Sunday, May 27, 2012


SUSTAINED FIGURATIVE CONCEPTS – ILL 612

Spring semester is over – it was a tough one indeed! Here a few notes on the courses I have been through this semester. Let’s start with Sustained Figurative Concepts, else known as ILL 612 - I followed the session held by Jeannie Brunnick. The first thing I wondered when I enrolled was: what does “sustained” stand for…my curiosity was soon satisfied. In studio jargon, it seems, “sustained” stands for longer poses of the model, about 3 hours in length. This allows for more refined drawing and also for painting, and stands in contrast with more rapid gestural drawings served by shorter poses. From my point of view, however, “sustained” stood for the amount of work we were required to do. Not only were all figure drawings in full value in pastel, but we had two or three of those per week! Particular attention was given to gesture, proportions and value structure. Our palette was mostly monochromatic red, with some green thrown in for contrast. We started with nudes, alternating males and females, then moved on to the clothed figure. From asian girls in silk kimono to old men in cobold outfit we had them all: magicians, Mexican folk singers, rock stars, civil war soldiers, you name it. I am sure there are rooms at the AAU full of costumes and props designed to torture students: before each session the teacher and model discuss how to make students’ life most difficult with scarves, folds, hats, flowers and whatnot.
We used photographs, as I expected from the online setup, which made things not in the least easier, as photos flatten the values so much: I ended up working with three copies per subject, one normal, one overexposed and one underexposed. I particularly liked the lesson on combining references: pity we did not have an assignment for that one.
I definitely learned a lot, though it feels like the very beginning of mastering figure drawing. I had a tough lesson in value structure, which I am still digesting. And learned to use the pastels for good, which now have a honor standing in my media palette.
Here is a selection of what I believe to be the best drawings,,,,and a collage of all the rest: a pretty impressive number of poses!



Cora on the sofa

One of our Asian ladies

Have to work some more on this one, but it is one of my favorites

Sexy ones...

...tired ones...

A wood spirit?

And all together!

Sunday, January 29, 2012

Studying Art Online - Studio Courses

No atelier, no teacher supervising the technical details, no real life models...

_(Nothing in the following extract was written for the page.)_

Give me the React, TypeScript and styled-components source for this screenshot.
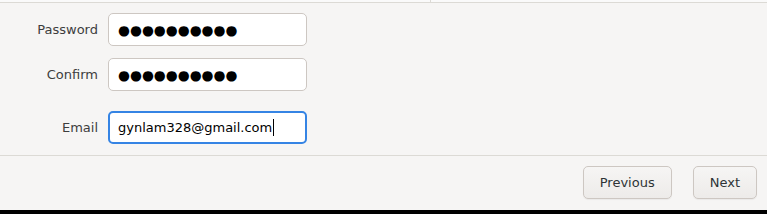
import React from 'react';
import styled, { createGlobalStyle } from 'styled-components';

const GlobalStyle = createGlobalStyle`
  html, body {
    margin: 0;
    padding: 0;
    background: #000;
  }
  body {
    font-family: 'DejaVu Sans', 'Liberation Sans', sans-serif;
    font-size: 13px;
    color: #2e3436;
  }
`;

const App: React.FC = () => (
  <>
    <GlobalStyle />
    <Window>
      <TopStrip>
        <StripDivider />
      </TopStrip>
      <Form>
        <Label>Password</Label>
        <Field>
          <Dots>●●●●●●●●●●</Dots>
        </Field>
        <Label>Confirm</Label>
        <Field>
          <Dots>●●●●●●●●●●</Dots>
        </Field>
        <Label $spaced>Email</Label>
        <Field $focused $spaced>
          gynlam328@gmail.com
          <Caret />
        </Field>
      </Form>
      <Footer>
        <Button>Previous</Button>
        <Button>Next</Button>
      </Footer>
    </Window>
  </>
);

export default App;

const Window = styled.div`
  height: 210px;
  background: #f6f5f4;
  display: flex;
  flex-direction: column;
`;
const TopStrip = styled.div`
  height: 2px;
  background: #fafafa;
  border-bottom: 1px solid #dcdad5;
  display: flex;
`;
const StripDivider = styled.div`
  width: 1px;
  margin-left: 430px;
  background: #dcdad5;
`;
const Form = styled.div`
  display: grid;
  grid-template-columns: 98px 199px;
  column-gap: 10px;
  row-gap: 12px;
  margin-top: 10px;
  padding-bottom: 11px;
  border-bottom: 1px solid #dcdad5;
`;
const Label = styled.div<{ $spaced?: boolean }>`
  display: flex;
  align-items: center;
  justify-content: flex-end;
  color: #3d3d3d;
  margin-top: ${(p) => (p.$spaced ? '8px' : '0')};
`;
const Field = styled.div<{ $focused?: boolean; $spaced?: boolean }>`
  box-sizing: border-box;
  height: 33px;
  display: flex;
  align-items: center;
  background: #fff;
  border-radius: 5px;
  border: ${(p) => (p.$focused ? '2px solid #3584e4' : '1px solid #cdc7c2')};
  padding-left: ${(p) => (p.$focused ? '8px' : '9px')};
  margin-top: ${(p) => (p.$spaced ? '8px' : '0')};
  color: #000;
  white-space: nowrap;
`;
const Dots = styled.span`
  font-size: 13.7px;
`;
const Caret = styled.span`
  display: inline-block;
  width: 1px;
  height: 17px;
  background: #000;
  margin-left: 1px;
`;
const Footer = styled.div`
  display: flex;
  justify-content: flex-end;
  gap: 21px;
  padding: 10px 10px 0 0;
`;
const Button = styled.button`
  box-sizing: border-box;
  height: 33px;
  padding: 0 16px;
  font-family: inherit;
  font-size: 13px;
  color: #2e3436;
  border: 1px solid #cdc7c2;
  border-radius: 5px;
  background: linear-gradient(#f6f5f4, #edebe9);
  box-shadow: 0 1px 1px rgba(0, 0, 0, 0.05);
`;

How is it possible to study art online???
What do you get for the money and what are you missing? How does it work in practice?

This is how it works
The Academy of Art University has more than 10 years experience in online courses. I believe they are also the only institution to offer a full course of study in art online, with the possibility to obtain a BFA or an MFA without ever setting foot on campus. Studio courses at the AAU are made up of 15 modules per semester. Each module contains a lesson text with examples, media files in the form of videos or powerpoint presentations which may contain real life demos, discussions on techniques, examples of work-in-progress, and a discussion forum with one or more given topics for discussion with fellow students. The material and media are progressively available during the length of the course, starting from the week before each module is due. Once open, they are accessible 24/7. Each discussion forum may be available only for the length of the module, namely one week in normal-length semesters. Each module is associated with one or more exercises or assignments, which have to be completed within the given deadline and submitted as scans or photos to the instructor.

What you get
- Highly professional and extensive feedback from an instructor (at the AAU all professional artists) on your work, with clear indications of the areas you need to concentrate on;
- Text and media are yours to keep for life - online lessons need to be printed out or saved to a text file.
- More or less lively interaction with your fellow students in forums - in online courses they are mostly all involved in a related or unrelated profession in their "real" life and come from every corner of the world, which makes them very interesting people!
- Feedback from fellow students on your assignments - often very enlightening.

What you miss
- No real life models in an atelier setting - I guess each course will have its workaround to that. In still life courses you have to construct your setup yourself (an added plus in learning principles of lighting and composition), for figures you may work mostly from photos. Or very kindly ask friends and family to sit as models - and cope with the fact that they are not professional models. The added plus is that you learn a lot of problem solving and improvisation!
- The whole campus infrastructure is missing. No library, no big studio areas, no professional lighting, etc, etc, etc....You will have to live with what you can afford in terms of space and equipment. A good camera and good lighting are mandatory, though, especially if you have a day job and end up working at night;
- No buzzing exciting campus life - you have to imagine that in your head while sitting in front of the computer at 2 AM after a day of work;
- Networking and contact-making will take some extra work - and, let's face it, never feel the same as real-life contacts;
- All those extra tidbits of information and attitude that you absorb on campus will simply not be there....it can be compensated with some pro-active research work.

And with a bit extra work you may still have:
- Feedback from fellow students on work in progress - you can get this if you manage your time well an can post WIP on assignments a few days before the deadline.
- Off-line discussions with teachers and students. In my experience, instructors react very well and provide tons of information also when contacted outside the frame of the lessons. They are even available to provide feedback on work that is not directly related to class work.

My experience after a semester is that you learn A LOT - just the fact of having to give in an assignment per week and receive feedback on it has a massive impact on the quality of your work. I have seen this for myself and for fellow students as well. It helps also to be guided on a sensible development path, one step following the other. You learn optimal techniques, you learn to manage time and you learn to build your knowledge layer after layer, like a painting taking shape.

Is it good for everybody? No, I personally do not think so. You need a lot of self-discipline and you need to be used to self-learning and to learning from text and media rather than real life experiences. With a bit of research on the side and no fear of asking questions, you can however multiply your learning experience.

In conclusion: it is not the same as studying on campus but it is not necessarily less effective. You can have a great learning experience online as easily as you can have a lousy one on campus. You need to acknowledge the limits of online study and learn to work around them and then it can be very impactful, satisfying and, above all, GREAT FUN!